The phone fell to the ground. She gripped the gun with both hands, her left coming up to steady the weapon as she took aim.
The deputy froze. His back was still to her. “What’s the problem, ma’am?”
“Turn around!” She wanted to see his face. Needed to see it. The wide hat covered his hair.
Slowly, the man turned. His weapon was drawn.
“Drop it!” Cadence yelled.
He hesitated.
“Drop it or I shoot.”
“Ma’am?”
He dropped the weapon.
She advanced. Cleared the brush enough to realize…
This man wasn’t wearing hiking boots. He had on the regular black shoes of the deputies. The breath left her lungs in a hard rush. Not him. “Where’s the other deputy? The one who just came this way?”
“I didn’t see another deputy. This was my search zone.” His voice was shaking. His eyes wide and nervous.
Probably because her gun was aimed at his heart.
“Cadence!” Kyle rushed to her side. “What the hell is happening?” He already had his gun out, and aimed at the deputy whose whole body was now trembling.
“It’s not him,” she whispered. “There was another man, dressed as a deputy. He had on hiking boots.” Her gaze darted to Kyle as she lowered her weapon. “He was right here.”
A muscle jerked in Kyle’s clenched jaw.
She glanced away from him. Let her gaze sweep the line of trees stretching as far as she could see.
The killer was playing with them.
She was tired of his game.
CHAPTER TEN
The FBI unit director was pissed.
Special Agent Ben Griffin marched back and forth in Sheriff Coolidge’s small office. Since the man was still in the hospital—recovering, thankfully—they’d taken over his space while they were in Maverick.
“What the hell is happening here?” Ben demanded. “A witness is dead. On our watch. Do you know how this is gonna look to the press? In the press?”
Kyle didn’t really give a damn how it looked to them.
But the killer cares. Kyle knew he did. The SOB had brought up the papers. You want the attention, don’t you? He’d hunted fifteen years in secrecy, but now he was trying to catch as much attention as he could. Shooting a sheriff. Dumping a body at the diner. You want all eyes on you.
And they were.
“This perp is jerking us around,” Ben snapped. “He’s slipping right through our fingers.”
He’d been in those woods.

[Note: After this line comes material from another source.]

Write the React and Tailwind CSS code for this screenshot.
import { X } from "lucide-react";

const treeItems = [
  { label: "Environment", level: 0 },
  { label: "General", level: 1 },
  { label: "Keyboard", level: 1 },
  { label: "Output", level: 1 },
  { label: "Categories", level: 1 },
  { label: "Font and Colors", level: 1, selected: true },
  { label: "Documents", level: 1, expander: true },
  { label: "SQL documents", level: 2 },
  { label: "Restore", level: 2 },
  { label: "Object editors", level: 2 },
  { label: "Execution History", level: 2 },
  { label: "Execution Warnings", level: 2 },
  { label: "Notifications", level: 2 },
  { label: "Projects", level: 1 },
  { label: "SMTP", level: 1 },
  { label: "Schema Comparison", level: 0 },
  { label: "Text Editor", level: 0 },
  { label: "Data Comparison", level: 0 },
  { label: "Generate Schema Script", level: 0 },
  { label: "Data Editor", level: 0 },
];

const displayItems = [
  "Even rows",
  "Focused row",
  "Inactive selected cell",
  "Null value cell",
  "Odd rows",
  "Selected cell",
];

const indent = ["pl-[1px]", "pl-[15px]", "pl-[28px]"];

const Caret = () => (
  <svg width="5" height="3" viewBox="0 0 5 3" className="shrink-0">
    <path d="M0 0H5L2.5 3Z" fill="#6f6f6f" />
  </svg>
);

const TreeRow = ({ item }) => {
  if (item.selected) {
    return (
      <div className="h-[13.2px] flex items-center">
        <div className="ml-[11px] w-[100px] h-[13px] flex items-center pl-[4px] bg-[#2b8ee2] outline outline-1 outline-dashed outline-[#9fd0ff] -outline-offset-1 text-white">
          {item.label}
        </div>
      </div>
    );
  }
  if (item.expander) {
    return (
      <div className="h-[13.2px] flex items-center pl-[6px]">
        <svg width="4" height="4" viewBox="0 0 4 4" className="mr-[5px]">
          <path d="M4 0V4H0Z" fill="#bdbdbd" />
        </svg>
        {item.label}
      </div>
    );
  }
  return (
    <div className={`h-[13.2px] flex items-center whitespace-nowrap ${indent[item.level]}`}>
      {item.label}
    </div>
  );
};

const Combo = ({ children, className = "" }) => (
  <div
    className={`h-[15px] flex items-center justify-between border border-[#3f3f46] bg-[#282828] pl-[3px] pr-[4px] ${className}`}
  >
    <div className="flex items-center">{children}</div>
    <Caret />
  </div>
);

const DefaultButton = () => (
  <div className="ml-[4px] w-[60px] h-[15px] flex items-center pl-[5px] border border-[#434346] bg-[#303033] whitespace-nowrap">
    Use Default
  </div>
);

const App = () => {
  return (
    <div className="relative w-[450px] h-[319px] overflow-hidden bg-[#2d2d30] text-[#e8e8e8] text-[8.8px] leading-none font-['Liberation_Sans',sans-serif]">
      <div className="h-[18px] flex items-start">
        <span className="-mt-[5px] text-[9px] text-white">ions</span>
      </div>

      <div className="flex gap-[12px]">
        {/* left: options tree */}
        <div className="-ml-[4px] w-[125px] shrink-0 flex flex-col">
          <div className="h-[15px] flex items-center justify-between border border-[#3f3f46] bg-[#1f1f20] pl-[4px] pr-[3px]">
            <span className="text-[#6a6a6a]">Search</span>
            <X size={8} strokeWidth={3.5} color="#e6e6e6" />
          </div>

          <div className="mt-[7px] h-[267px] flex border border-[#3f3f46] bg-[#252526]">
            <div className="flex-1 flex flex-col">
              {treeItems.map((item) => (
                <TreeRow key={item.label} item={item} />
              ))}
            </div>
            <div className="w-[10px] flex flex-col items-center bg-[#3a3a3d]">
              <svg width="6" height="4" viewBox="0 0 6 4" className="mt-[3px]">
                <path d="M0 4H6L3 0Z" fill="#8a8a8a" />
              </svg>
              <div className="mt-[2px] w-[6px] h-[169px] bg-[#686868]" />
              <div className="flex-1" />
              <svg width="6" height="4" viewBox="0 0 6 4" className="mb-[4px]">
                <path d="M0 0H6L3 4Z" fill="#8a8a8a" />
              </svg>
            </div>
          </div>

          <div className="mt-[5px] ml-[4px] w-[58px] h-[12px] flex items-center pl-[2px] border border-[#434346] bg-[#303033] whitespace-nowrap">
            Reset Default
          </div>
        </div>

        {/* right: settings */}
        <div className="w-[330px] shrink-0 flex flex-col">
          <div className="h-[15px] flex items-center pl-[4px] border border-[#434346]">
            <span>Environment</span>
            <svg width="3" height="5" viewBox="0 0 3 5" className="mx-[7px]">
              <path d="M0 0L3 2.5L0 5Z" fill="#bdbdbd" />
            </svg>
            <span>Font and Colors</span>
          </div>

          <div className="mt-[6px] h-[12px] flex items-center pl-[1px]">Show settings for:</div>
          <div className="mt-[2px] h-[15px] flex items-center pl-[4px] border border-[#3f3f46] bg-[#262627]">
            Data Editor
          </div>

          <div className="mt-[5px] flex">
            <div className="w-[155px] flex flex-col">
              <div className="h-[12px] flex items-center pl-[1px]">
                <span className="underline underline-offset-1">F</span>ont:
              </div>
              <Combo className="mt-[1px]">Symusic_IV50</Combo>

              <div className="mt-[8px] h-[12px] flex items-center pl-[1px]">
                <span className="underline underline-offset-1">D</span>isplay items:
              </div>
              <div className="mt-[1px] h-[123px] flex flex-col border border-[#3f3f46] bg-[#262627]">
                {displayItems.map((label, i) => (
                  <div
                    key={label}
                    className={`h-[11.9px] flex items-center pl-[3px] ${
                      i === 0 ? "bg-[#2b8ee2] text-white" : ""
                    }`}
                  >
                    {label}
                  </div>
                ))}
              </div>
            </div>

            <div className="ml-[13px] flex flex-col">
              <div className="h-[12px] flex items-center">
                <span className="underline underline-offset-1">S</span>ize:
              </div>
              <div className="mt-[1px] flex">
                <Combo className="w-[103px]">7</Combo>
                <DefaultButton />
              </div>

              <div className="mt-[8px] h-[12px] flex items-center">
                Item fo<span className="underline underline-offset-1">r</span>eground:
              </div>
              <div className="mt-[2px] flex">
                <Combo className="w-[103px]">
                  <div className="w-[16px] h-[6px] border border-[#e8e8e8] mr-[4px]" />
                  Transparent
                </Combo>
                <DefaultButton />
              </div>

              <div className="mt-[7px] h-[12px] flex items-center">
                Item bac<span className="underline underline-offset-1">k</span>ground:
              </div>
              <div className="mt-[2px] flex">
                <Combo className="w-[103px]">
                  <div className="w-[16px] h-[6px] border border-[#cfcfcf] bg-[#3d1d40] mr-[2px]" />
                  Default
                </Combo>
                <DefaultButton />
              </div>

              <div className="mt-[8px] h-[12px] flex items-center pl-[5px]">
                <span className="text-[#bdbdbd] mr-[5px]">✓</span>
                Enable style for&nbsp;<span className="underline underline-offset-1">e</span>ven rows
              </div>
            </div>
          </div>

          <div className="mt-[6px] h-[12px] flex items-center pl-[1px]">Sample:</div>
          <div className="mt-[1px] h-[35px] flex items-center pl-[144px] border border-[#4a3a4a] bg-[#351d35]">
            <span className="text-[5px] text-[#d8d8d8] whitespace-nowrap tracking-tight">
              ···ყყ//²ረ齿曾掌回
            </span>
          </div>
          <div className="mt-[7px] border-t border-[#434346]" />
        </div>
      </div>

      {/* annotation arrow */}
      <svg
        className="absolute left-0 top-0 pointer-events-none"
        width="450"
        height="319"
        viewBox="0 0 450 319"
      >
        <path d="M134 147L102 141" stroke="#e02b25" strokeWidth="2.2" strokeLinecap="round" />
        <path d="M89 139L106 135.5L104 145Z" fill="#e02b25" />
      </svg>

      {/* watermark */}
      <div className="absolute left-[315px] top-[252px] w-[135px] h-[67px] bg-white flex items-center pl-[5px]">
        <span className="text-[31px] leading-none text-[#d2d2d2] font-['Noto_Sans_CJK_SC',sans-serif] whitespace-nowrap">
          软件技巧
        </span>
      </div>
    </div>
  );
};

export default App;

Killing close to Cadence.
Ben’s steely blue gaze pinned him. “You know you should be off the case.”
Kyle lurched to his feet. “The hell I should!”
Ben waved that away. “It’s too personal. The connection to your sister, the way this fellow is calling you. You can’t be objective.”
He wasn’t going to be shoved to the side on this one. “It’s because of my connection that you need me. He’s not going to contact any other agents. He won’t. He’s pulling me in because he likes screwing with me.”
“It’s a dangerous game,” Ben said. His stare focused on Cadence. She sat in the chair just a few feet away. “One that could wind up hurting someone.”
Ben had already been briefed on the phone calls. He knew everything the perp had said. Everything he’d threatened.
“I’m not afraid of him,” Cadence said, lifting her chin.
“I am,” Dani muttered from her position behind the desk. She was tapping frantically on her laptop.